釜島・櫃石島(ひついしじま)の財宝伝説は純友のもの?

 前回、楽音寺縁起の物語が史実を記載したものではないことは、特に登場人物の藤原倫実という人物の存在が史実としてなく、さらに純友自身が備前釜島で表舞台に立って戦闘し、そこで死去したことが事実でないということから、この縁起が創作された物語であると考えられていることからわかるのである。そうすると、この釜島・櫃石島での純友財宝伝説は、どうして伝承として残ったのだろう?

 たしかに物語としては、史実と異なる。しかし、純友の乱の経過を追っていくと、備前国釜島で純友軍と政府軍の戦闘が行われたという記載については、検証する必要があるだろう。

というのも、天慶三年八月十八日に賊船四百艘が伊予・讃岐を襲撃したとの報告が史実として残されており、、さらに二十八日には備前備後国の兵船百艘が純友軍によって焼かれるとの記事が残っており、備前で政府軍と純友軍の戦闘が起こっていた可能性が高く、安芸国沼田郡の地方豪族などが、政府軍として集められ、純友軍と戦闘したということは可能性として考えられるだろう。

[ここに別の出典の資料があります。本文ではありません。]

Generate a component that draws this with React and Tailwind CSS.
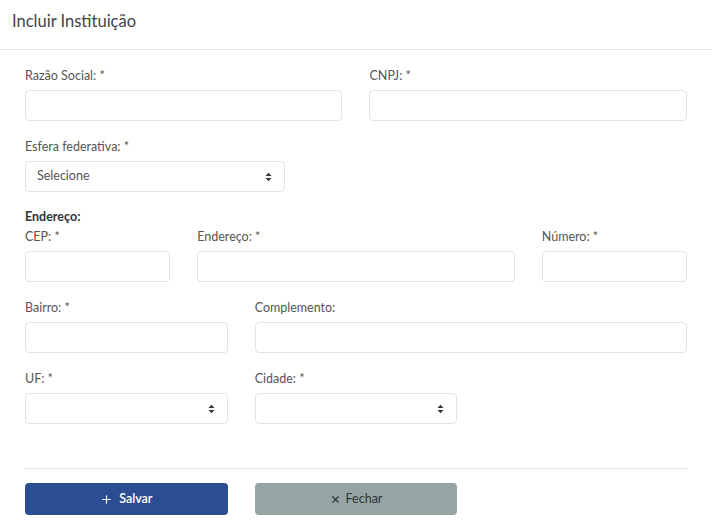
import { Plus, X } from 'lucide-react';

const font = { fontFamily: 'Lato, "Liberation Sans", sans-serif' };

function Label({ children }) {
  return <div className="text-[12.5px] leading-[16px] pt-[2px] mb-[6px] text-[#555]">{children}</div>;
}

function Input() {
  return <div className="h-[31px] w-full rounded-[4px] border border-[#e3e3e3] bg-white" />;
}

function SortArrows() {
  return (
    <svg width="7" height="10" viewBox="0 0 7 10" className="text-[#333]">
      <path d="M0.5 4 L3.5 0.8 L6.5 4 Z" fill="currentColor" />
      <path d="M0.5 6 L3.5 9.2 L6.5 6 Z" fill="currentColor" />
    </svg>
  );
}

function Select({ placeholder }) {
  return (
    <div className="h-[31px] w-full rounded-[4px] border border-[#e3e3e3] bg-white flex items-center justify-between pl-[11px] pr-[12px]">
      <span className="text-[12.5px] text-[#555]">{placeholder}</span>
      <SortArrows />
    </div>
  );
}

function Field({ label, span, select, placeholder }) {
  return (
    <div className={span}>
      <Label>{label}</Label>
      {select ? <Select placeholder={placeholder} /> : <Input />}
    </div>
  );
}

export default function App() {
  return (
    <div className="w-[712px] h-[525px] bg-white overflow-hidden" style={font}>
      <div className="h-[50px] border-b border-[#e2e2e2] flex items-center px-[12px]">
        <h1 className="text-[16.5px] text-[#444] font-normal pb-[7px]">Incluir Instituição</h1>
      </div>

      <div className="px-[25px] pt-[16px]">
        <div className="grid grid-cols-12 gap-x-[27px] gap-y-[16px]">
          <Field label="Razão Social: *" span="col-span-6" />
          <Field label="CNPJ: *" span="col-span-6" />

          <Field label="Esfera federativa: *" span="col-span-5" select placeholder="Selecione" />
          <div className="col-span-7" />
        </div>

        <div className="mt-[16px] text-[12.5px] leading-[16px] pt-[1px] font-bold text-[#333]">Endereço:</div>
        <div className="grid grid-cols-12 gap-x-[27px] gap-y-[16px] mt-[2px]">
          <Field label="CEP: *" span="col-span-3" />
          <Field label="Endereço: *" span="col-span-6" />
          <Field label="Número: *" span="col-span-3" />

          <Field label="Bairro: *" span="col-span-4" />
          <Field label="Complemento:" span="col-span-8" />

          <Field label="UF: *" span="col-span-4" select />
          <Field label="Cidade: *" span="col-span-4" select />
        </div>

        <div className="mt-[44px] border-t border-[#e2e2e2]" />

        <div className="grid grid-cols-12 gap-x-[27px] mt-[14px]">
          <button className="col-span-4 h-[32px] rounded-[4px] bg-[#2b4e93] text-white text-[12.5px] font-semibold flex items-center justify-center gap-[6px]">
            <Plus size={13} strokeWidth={2} />
            Salvar
          </button>
          <button className="col-span-4 h-[32px] rounded-[4px] bg-[#95a5a6] text-[#333] text-[12.5px] flex items-center justify-center gap-[5px]">
            <X size={11} strokeWidth={2.5} />
            Fechar
          </button>
        </div>
      </div>
    </div>
  );
}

 こうした純友軍とは、純友側にいた武装集団の総称を指しており、必ずしもそこに純友本人がいたかどうかは不明であるが、直接軍事行動を指揮したとは断定できないが、間接的に戦闘に関与していたことは以後の各地での戦闘の流れからして間違いないだろうと考えられている。

 一方、純友軍の構成には松原氏などの研究により、承平六年に純友が伊予国の海賊追捕に向かう時に畿内より組織編制されたグループと、伊予国豊後水道を中心とする西瀬戸内海の海賊集団のグループという二つの集団より構成されていたものと考えられており、天慶三年八月以降の純友軍の二つのグループの動きを追うと、伊予・讃岐・阿波・紀伊で戦闘するグループと十月以降の安芸・周防・土佐で戦闘するグループに分かれている。純友本人は、後者のグループと行動を共にしていたと考えられる。

つまり、この釜島を中心とする備讃瀬戸での戦闘は、純友軍の中でも特にその側近的位置にいた 藤原文元 を中心とする純友軍の戦闘であったということが考えられるのである。

 そうして、下向井氏らの論考によると、純友が備前国釜島を拠点とする、備前国の海賊として描かれている楽音寺縁起で、登場する 純 友 を 文 元 に置き換えてみると、史実とは異なる荒唐無稽(こうとうむけい)な楽音寺縁起の物語が、史実の戦闘の流れによく似てくることになるのである。

 そうしてこの純友が文元に置き換わったいった理由を、下向井氏は最終的に純友を討ちとったとする藤原倫実(安芸国沼田郡の沼田氏の祖先?)が楽音寺の落慶供養にあたって建立の趣旨を述べるなどの仏事に際して、権威の象徴として 純友を討ったという勲功経験をもとにしているのではないかとも推論されている。

 こうしたことから、釜島・櫃石島での純友財宝伝説も、もともとは藤原文元や畿内の海賊が釜島・櫃石島に財宝を隠しているという伝承が、楽音寺縁起などの物語の伝承などを通して、徐々に文元から純友に置き換わってきたのではないだろうか?

 一方、埋蔵金学の立場から釜島・櫃石島に純友が財宝を隠したか?ということを検証してみても、歴史的史実から戦闘の流れを追っていくと、天慶三年八月以降、すでに東の平将門の乱が終結し、政府は将門の乱の鎮圧に向かわせていた征討軍を続々と瀬戸内海の鎮圧に転用し、差し向けつつある段階において、当然純友もそうした状況を把握していたであろうし、戦闘のあった後の釜島あるいはその付近に戦利品の財宝を隠し再び回収にこれるとは常識的に考えて無理であるはずだ。おそらく、以前から釜島・櫃石島を拠点として用いていた海賊集団 あるいは藤原文元の資産等が隠されているとのうわさや伝承が、こうした楽音寺縁起などの経過から純友に置き換わったものと考えられる。

 以上のことから、釜島・櫃石島における純友の財宝伝説は、純友の財宝というよりは、備讃瀬戸を中心とする海賊の財宝として地域の歴史を追って考えていくほうが、探究しやすいのではないだろうか。

 これより、こうした藤原純友の乱の経過を見ていくと、どうしても 純友の財宝 といわれるものは、最終的に 日振島 に焦点を持って来ざるを得なくなる。

やはり・・・・・純友の財宝は 日振島に・・・持ち込まれた?

 藤原純友財宝伝説のすべての謎は、日振島に今も静かに眠っているのかもしれない。